Colour exists because light reflects and is interpreted by the eye, not because it defines worth or nature. Culture, language, and tradition carry memory, creativity, and context. These deserve preservation and respect. Forgetting race does not erase culture; it separates lived meaning from a deep rooted arbitrary visual categorisation.
Every human shares the same fundamental building blocks, governed by the same physical laws and frequencies. Division begins only when surface differences are mistaken for substance. When we understand ourselves as expressions of the same underlying structure, cooperation becomes logical rather than idealistic.
Distributed by design
This is a decentralised network of self-supporting communities, connected through shared infrastructure rather than central control.
The system exists only to fund expansion and install the foundations that make this way of life possible.
A resilient structure where no single failure collapses the whole.
The economic layer
Alongside other avenues of funding, the communities operate a token and currency layer designed to coordinate growth, participation, and long-term stability.
It’s not positioned as the solution, just one of the tools.
The asset appreciates as the communities it supports become more resilient, productive, and sustainable. Its value is influenced by real-world outcomes rather than short-term market sentiment or hype cycles. As the system improves, participation in it becomes more valuable.
Communities are designed to function independently of the currency, so no one is forced to rely on it to live. Participation remains optional, while funding accelerates expansion and shared infrastructure. This makes the system resilient, ethical, and aligned with long-term value rather than extraction.
Transport without ownership
Transport shifts from competitive duplication to coordinated design, reducing waste and focusing resources on durable, upgradeable vehicles. By standardising platforms, the system replaces planned obsolescence with longevity. This creates economic efficiency and environmental stability at scale.
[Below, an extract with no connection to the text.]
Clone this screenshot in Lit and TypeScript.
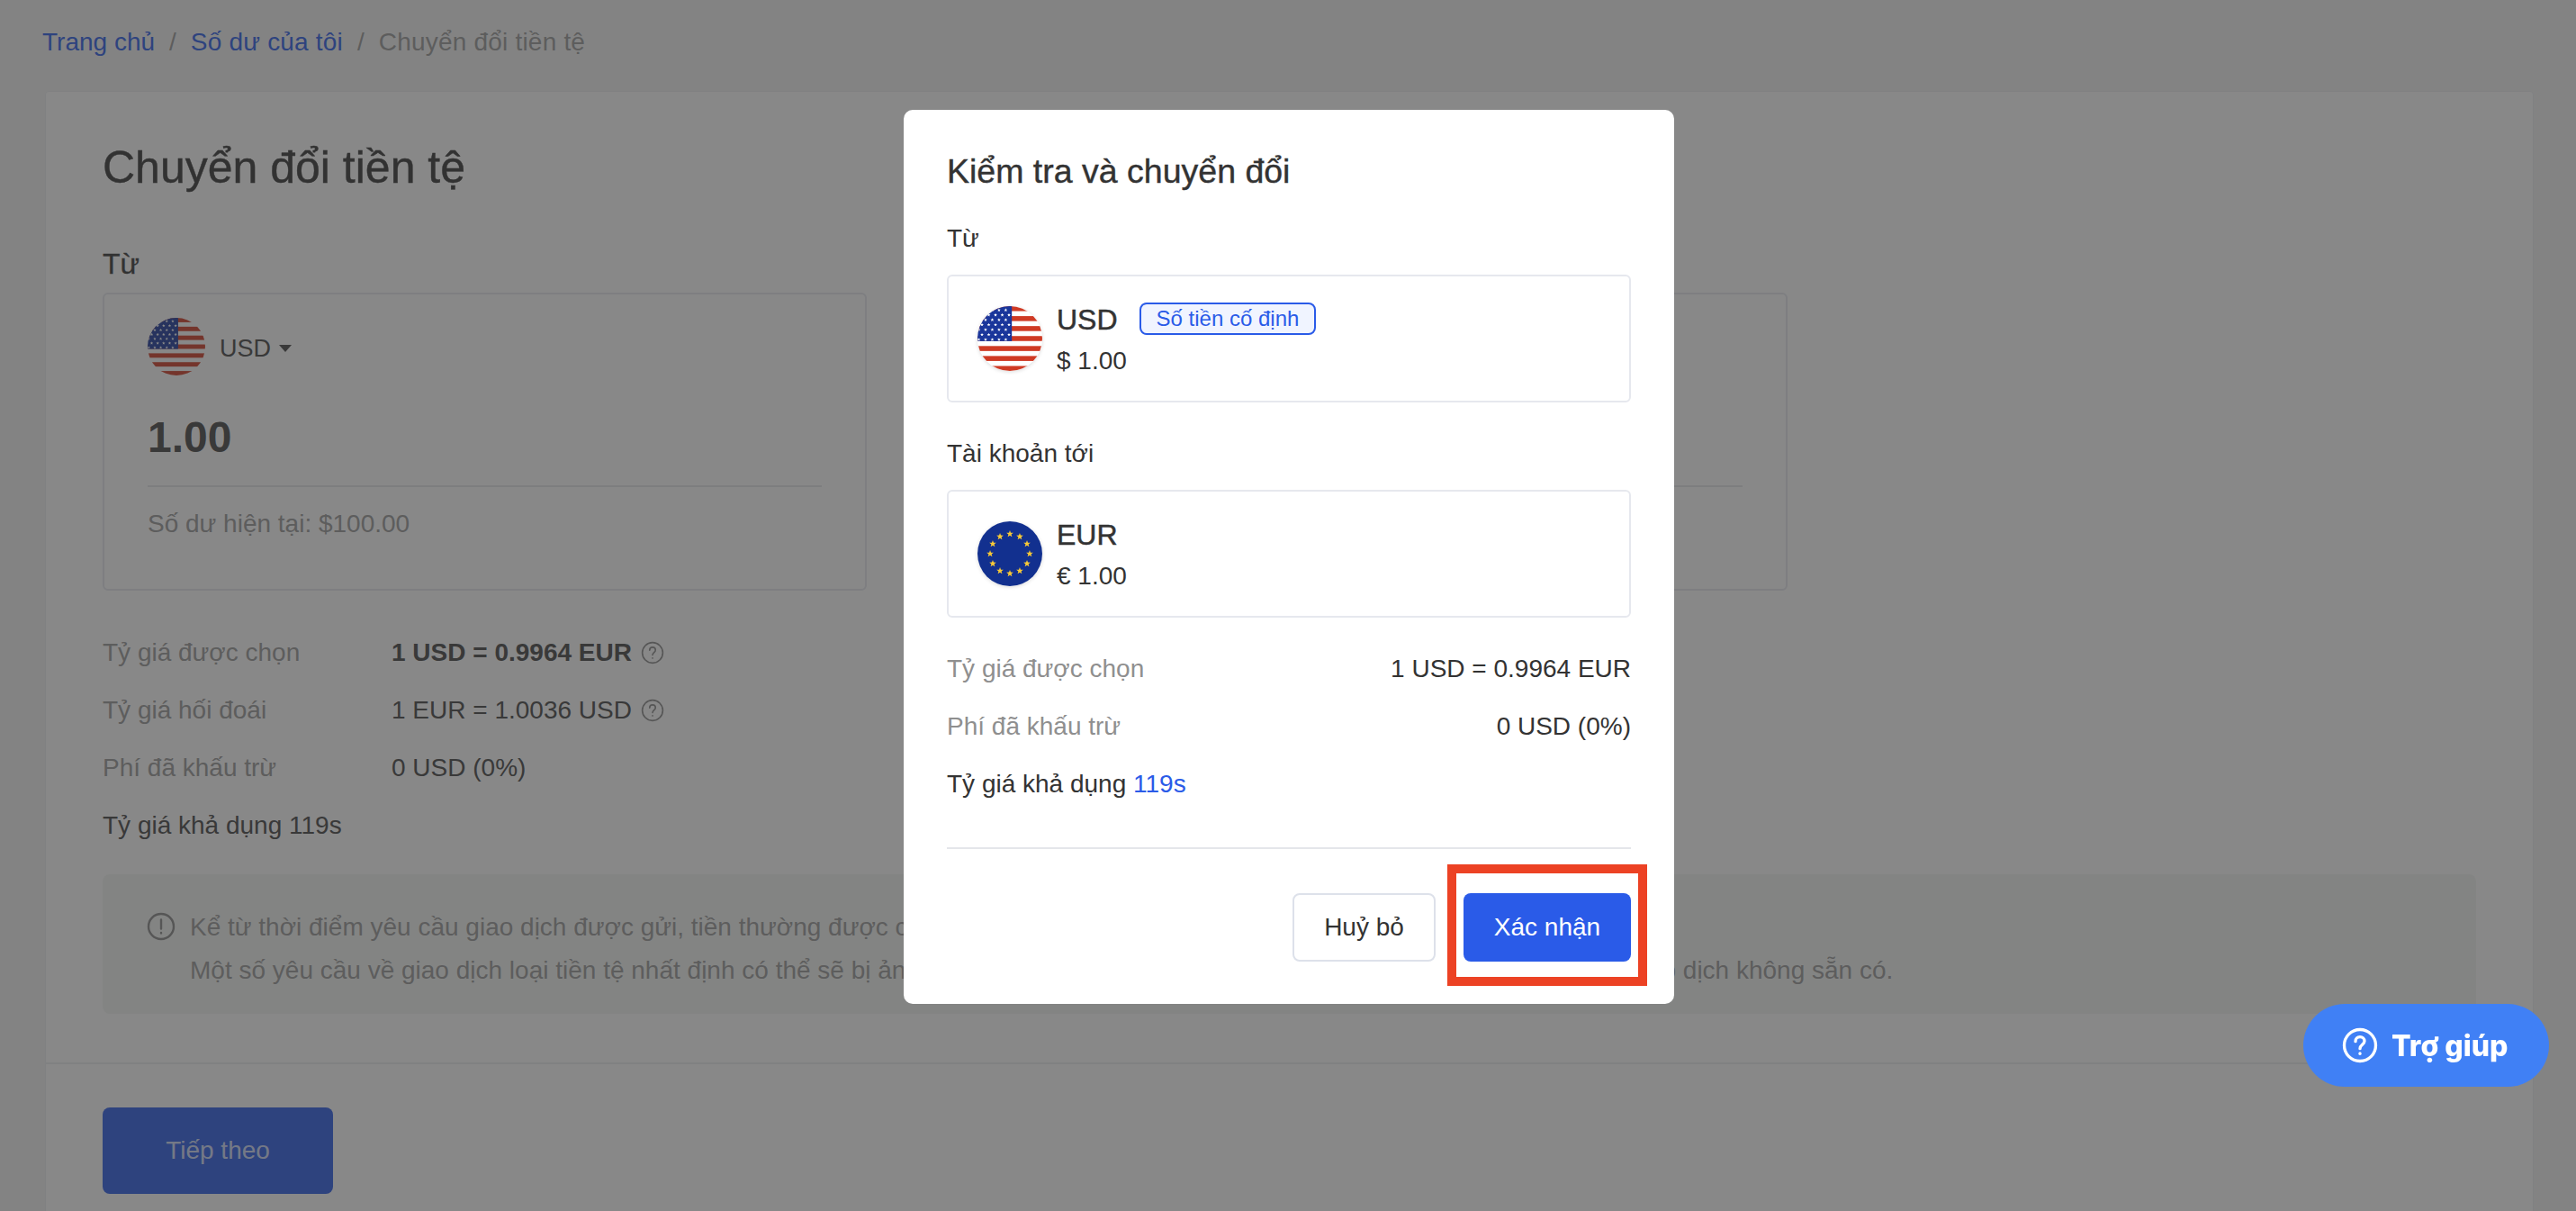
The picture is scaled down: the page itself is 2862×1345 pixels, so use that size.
import { LitElement, html, css, svg } from "lit";
import { customElement } from "lit/decorators.js";

// five pointed star as a points string
function star(cx: number, cy: number, r: number) {
  const pts: string[] = [];
  for (let i = 0; i < 10; i++) {
    const rad = i % 2 ? r * 0.42 : r;
    const a = (Math.PI / 5) * i - Math.PI / 2;
    pts.push(`${(cx + rad * Math.cos(a)).toFixed(2)},${(cy + rad * Math.sin(a)).toFixed(2)}`);
  }
  return pts.join(" ");
}

function usFlag() {
  const stripes = [];
  for (let i = 0; i < 13; i += 2) {
    stripes.push(svg`<rect x="0" y=${(i * 100) / 13} width="100" height=${100 / 13} fill="#cf3a24"></rect>`);
  }
  const stars = [];
  for (let row = 0; row < 7; row++) {
    const offset = row % 2 ? 7 : 2;
    for (let col = 0; col < 5; col++) {
      stars.push(svg`<polygon points=${star(offset + col * 10.4, 6 + row * 7.6, 2.8)} fill="#fff"></polygon>`);
    }
  }
  return html`<svg class="flag" viewBox="0 0 100 100">
    <rect width="100" height="100" fill="#fff"></rect>
    ${stripes}
    <rect width="53" height="54" fill="#1a369b"></rect>
    ${stars}
  </svg>`;
}

function euFlag() {
  const stars = [];
  for (let i = 0; i < 12; i++) {
    const a = (Math.PI / 6) * i;
    stars.push(svg`<polygon points=${star(50 + 30.5 * Math.sin(a), 50 - 30.5 * Math.cos(a), 5.6)} fill="#f7c937"></polygon>`);
  }
  return html`<svg class="flag" viewBox="0 0 100 100">
    <rect width="100" height="100" fill="#12308f"></rect>
    ${stars}
  </svg>`;
}

const helpIcon = (cls: string) => html`<svg class=${cls} viewBox="0 0 24 24" fill="none" stroke="currentColor" stroke-width="1.5" stroke-linecap="round">
  <circle cx="12" cy="12" r="10.5"></circle>
  <path d="M9 9.4c0-1.8 1.3-3 3-3s3 1.1 3 2.8c0 2.4-3 2.4-3 5"></path>
  <path d="M12 17.4v.2"></path>
</svg>`;

@customElement("app-root")
export class AppRoot extends LitElement {
  static styles = css`
    :host {
      display: block;
      height: 100vh;
      overflow: hidden;
      font-family: "Liberation Sans", Arial, sans-serif;
      font-size: 28px;
      color: #444;
      background: #f4f4f4;
    }
    .page {
      padding: 0 47px 0 50px;
    }
    .crumbs {
      display: flex;
      gap: 16px;
      height: 101px;
      padding-top: 27px;
      margin-left: -3px;
      box-sizing: border-box;
      line-height: 40px;
      color: #999;
    }
    .crumbs a {
      color: #2a5be8;
    }
    .crumbs a + span + a,
    .crumbs .here {
      letter-spacing: 0.2px;
    }
    .card {
      background: #fff;
      border: 1px solid #eceef1;
      border-radius: 4px;
    }
    .body {
      padding: 54px 63px 54px;
    }
    h1 {
      margin: 0;
      font-size: 50px;
      font-weight: 400;
      line-height: 60px;
      color: #333;
      -webkit-text-stroke: 0.4px #333;
    }
    .from-label {
      margin-top: 57px;
      font-size: 32px;
      line-height: 40px;
      color: #333;
      -webkit-text-stroke: 0.3px #333;
    }
    .boxes {
      display: grid;
      grid-template-columns: 849px 849px;
      gap: 174px;
      margin-top: 12px;
    }
    .box {
      height: 331px;
      box-sizing: border-box;
      border: 2px solid #e6e8ee;
      border-radius: 6px;
      padding: 28px 48px 0;
    }
    .picker {
      display: flex;
      align-items: center;
      gap: 16px;
      height: 64px;
    }
    .picker .flag {
      width: 64px;
      height: 64px;
      margin-top: -4px;
    }
    .picker span {
      font-size: 27px;
    }
    .caret {
      width: 0;
      height: 0;
      margin-left: -7px;
      border: 7px solid transparent;
      border-top: 8px solid #444;
      border-bottom: 0;
    }
    .amount {
      height: 56px;
      margin-top: 39px;
      padding-bottom: 25px;
      border-bottom: 2px solid #e4e6ea;
      font-size: 48px;
      font-weight: 700;
      line-height: 56px;
    }
    .balance {
      margin-top: 23px;
      line-height: 36px;
      color: #999;
    }
    .info-rows {
      margin-top: 37px;
    }
    .info-row {
      display: flex;
      align-items: center;
      height: 64px;
    }
    .info-row .name {
      width: 321px;
      color: #999;
    }
    .info-row.bold .val {
      font-weight: 700;
    }
    .val {
      display: flex;
      align-items: center;
      gap: 10px;
    }
    .q {
      width: 26px;
      height: 26px;
      color: #888;
    }
    .notice {
      display: grid;
      grid-template-columns: 32px 1fr;
      column-gap: 16px;
      height: 155px;
      box-sizing: border-box;
      margin-top: 22px;
      padding: 35px 49px 0;
      border-radius: 8px;
      background: #f4f6f4;
      color: #999;
      line-height: 48px;
    }
    .notice svg {
      width: 32px;
      height: 32px;
      margin-top: 7px;
    }
    .foot {
      border-top: 2px solid #eceef1;
      padding: 48px 63px;
    }
    .next {
      width: 256px;
      height: 96px;
      border: 0;
      border-radius: 8px;
      background: #2a5be8;
      color: rgba(255, 255, 255, 0.8);
      font: inherit;
    }

    .overlay {
      position: fixed;
      inset: 0;
      display: flex;
      justify-content: center;
      align-items: flex-start;
      padding: 122px 0 0 2px;
      background: rgba(50, 50, 50, 0.58);
    }
    .modal {
      position: relative;
      width: 856px;
      height: 993px;
      box-sizing: border-box;
      padding: 44px 48px 0;
      background: #fff;
      border-radius: 10px;
      color: #333;
    }
    h2 {
      margin: 0;
      font-size: 37.5px;
      font-weight: 400;
      line-height: 48px;
      -webkit-text-stroke: 0.4px #333;
    }
    .m-label {
      line-height: 40px;
    }
    .m-label.first {
      margin-top: 31px;
    }
    .m-label.second {
      margin-top: 37px;
    }
    .m-box {
      display: flex;
      align-items: center;
      gap: 16px;
      height: 142px;
      box-sizing: border-box;
      margin-top: 20px;
      padding: 0 32px;
      border: 2px solid #e6e8ee;
      border-radius: 6px;
    }
    .m-box .flag {
      width: 72px;
      height: 72px;
      box-shadow: 0 1px 4px rgba(0, 0, 0, 0.15);
    }
    .m-text {
      padding-top: 2px;
    }
    .m-cur {
      display: flex;
      align-items: center;
      gap: 24px;
      font-size: 32px;
      line-height: 40px;
      -webkit-text-stroke: 0.5px #333;
    }
    .m-sum {
      margin-top: 8px;
      line-height: 36px;
    }
    .badge {
      padding: 0 17px;
      height: 36px;
      margin-top: -3px;
      box-sizing: border-box;
      border: 2px solid #2a5be8;
      border-radius: 8px;
      background: #f0f4ff;
      color: #2a5be8;
      font-size: 24px;
      line-height: 32px;
      -webkit-text-stroke: 0;
    }
    .m-rows {
      margin-top: 25px;
    }
    .m-row {
      display: flex;
      justify-content: space-between;
      align-items: center;
      height: 64px;
    }
    .m-row .name {
      color: #8f8f8f;
    }
    .m-timer {
      line-height: 64px;
    }
    .m-timer span {
      color: #2a5be8;
    }
    .m-actions {
      display: flex;
      justify-content: flex-end;
      gap: 31px;
      margin-top: 38px;
      padding-top: 49px;
      border-top: 2px solid #e4e6ea;
    }
    .m-actions button {
      height: 76px;
      border-radius: 8px;
      font: inherit;
    }
    .cancel {
      width: 159px;
      border: 2px solid #dde1ea;
      background: #fff;
      color: #333;
    }
    .confirm {
      width: 186px;
      border: 0;
      background: #2a5be8;
      color: #fff;
    }
    .mark {
      position: absolute;
      left: 604px;
      top: 838px;
      width: 222px;
      height: 135px;
      box-sizing: border-box;
      border: 10px solid #ec4224;
    }
    .help {
      position: fixed;
      right: 30px;
      top: 1115px;
      display: flex;
      align-items: center;
      gap: 15px;
      width: 273px;
      height: 92px;
      box-sizing: border-box;
      padding-left: 43px;
      border-radius: 46px;
      background: #4080f5;
      color: #fff;
      font-family: Inter, "Noto Sans", sans-serif;
      font-size: 32px;
      font-weight: 800;
    }
    .help svg {
      width: 40px;
      height: 40px;
      stroke-width: 2;
    }
    .flag {
      display: block;
      flex: none;
      border-radius: 50%;
    }
  `;

  render() {
    return html`
      <div class="page">
        <nav class="crumbs">
          <a>Trang chủ</a><span>/</span><a>Số dư của tôi</a><span>/</span><span class="here">Chuyển đổi tiền tệ</span>
        </nav>
        <div class="card">
          <div class="body">
            <h1>Chuyển đổi tiền tệ</h1>
            <div class="from-label">Từ</div>
            <div class="boxes">
              <div class="box">
                <div class="picker">${usFlag()}<span>USD</span><i class="caret"></i></div>
                <div class="amount">1.00</div>
                <div class="balance">Số dư hiện tại: $100.00</div>
              </div>
              <!-- this box sits behind the dialog, only its frame and line show -->
              <div class="box">
                <div class="picker"></div>
                <div class="amount"></div>
              </div>
            </div>
            <div class="info-rows">
              <div class="info-row bold">
                <span class="name">Tỷ giá được chọn</span>
                <span class="val">1 USD = 0.9964 EUR ${helpIcon("q")}</span>
              </div>
              <div class="info-row">
                <span class="name">Tỷ giá hối đoái</span>
                <span class="val">1 EUR = 1.0036 USD ${helpIcon("q")}</span>
              </div>
              <div class="info-row">
                <span class="name">Phí đã khấu trừ</span>
                <span class="val">0 USD (0%)</span>
              </div>
              <div class="info-row"><span>Tỷ giá khả dụng 119s</span></div>
            </div>
            <div class="notice">
              <svg viewBox="0 0 32 32" fill="none" stroke="#888" stroke-width="2.4" stroke-linecap="round">
                <circle cx="16" cy="16" r="14"></circle>
                <path d="M16 8.5v10M16 23v.4"></path>
              </svg>
              <div>
                Kể từ thời điểm yêu cầu giao dịch được gửi, tiền thường được chuyển đổi ngay lập tức.<br />
                Một số yêu cầu về giao dịch loại tiền tệ nhất định có thể sẽ bị ảnh hưởng bởi ngày nghỉ lễ ngân hàng quốc tế, cuối tuần hoặc khi giao dịch không sẵn có.
              </div>
            </div>
          </div>
          <div class="foot"><button class="next">Tiếp theo</button></div>
        </div>
      </div>

      <div class="overlay">
        <div class="modal">
          <h2>Kiểm tra và chuyển đổi</h2>
          <div class="m-label first">Từ</div>
          <div class="m-box">
            ${usFlag()}
            <div class="m-text">
              <div class="m-cur">USD <span class="badge">Số tiền cố định</span></div>
              <div class="m-sum">$ 1.00</div>
            </div>
          </div>
          <div class="m-label second">Tài khoản tới</div>
          <div class="m-box">
            ${euFlag()}
            <div class="m-text">
              <div class="m-cur">EUR</div>
              <div class="m-sum">€ 1.00</div>
            </div>
          </div>
          <div class="m-rows">
            <div class="m-row"><span class="name">Tỷ giá được chọn</span><span>1 USD = 0.9964 EUR</span></div>
            <div class="m-row"><span class="name">Phí đã khấu trừ</span><span>0 USD (0%)</span></div>
          </div>
          <div class="m-timer">Tỷ giá khả dụng <span>119s</span></div>
          <div class="m-actions">
            <button class="cancel">Huỷ bỏ</button>
            <button class="confirm">Xác nhận</button>
          </div>
          <div class="mark"></div>
        </div>
      </div>

      <div class="help">${helpIcon("")}<span>Trợ giúp</span></div>
    `;
  }
}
Vehicles become shared infrastructure rather than privately owned, rapidly depreciating assets. Higher utilisation and collective maintenance lower costs while increasing reliability. Long-term infrastructure value replaces short-lived consumer value.
Standardisation enables shared parts, simpler repairs, and continuous improvement across the network. As the system grows, efficiency and resilience increase together. This creates predictable, long-term returns aligned with access, not excess.
This is not the future we imagine.
It’s the future we’re building.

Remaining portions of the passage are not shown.